= Customer satisfaction research =

Customer satisfaction research is that area of marketing research, customer intelligence, and customer analytics which focuses on customers' perceptions with their shopping or purchase experience.

Companies are interested in understanding what their customers think about their shopping or purchase experience, because finding new customers is generally more costly and difficult than servicing existing or repeat customers.

==Types of research==

===Descriptive or documentary research===
Many customer satisfaction studies are intentionally or unintentionally only descriptive in nature because they give a snapshot in time of customer attitudes. If the study instrument is administered to groups of customers periodically, then a descriptive picture of customer satisfaction through time can be developed ("tracking" or cohort study).

===Inferential or models-based research===
Beyond documentary types of work are studies that attempt to provide an understanding of why customers have the perceptions they do and what may be done to change those perceptions.
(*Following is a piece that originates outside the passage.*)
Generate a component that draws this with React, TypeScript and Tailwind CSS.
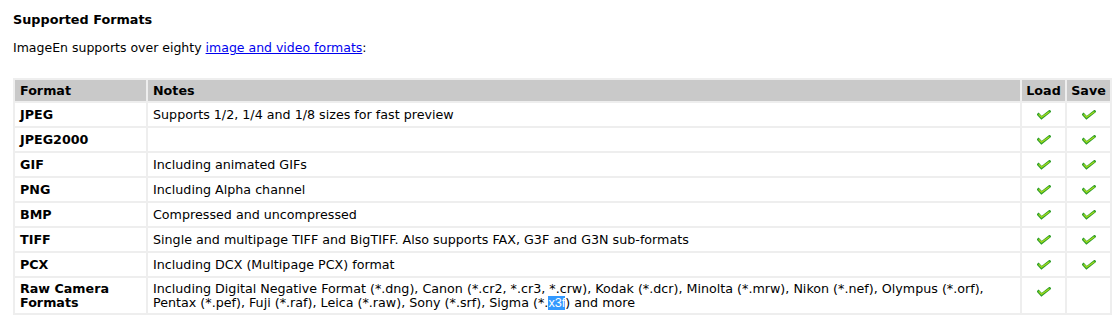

While models-based studies also provide snapshots of customer attitudes, the results of these studies are more powerful because they present the firm with recommendations on how to improve customer satisfaction. Frequently, these studies also provide firms with a prioritization of the various recommended actions. Inferential studies can also be conducted as tracking studies. When this is done, the firm can gain insight into how the drivers of customer satisfaction are changing in addition to documenting the levels and areas of customer satisfaction.

==Methods==
Both quantitative studies and qualitative studies are critical to understanding customer satisfaction.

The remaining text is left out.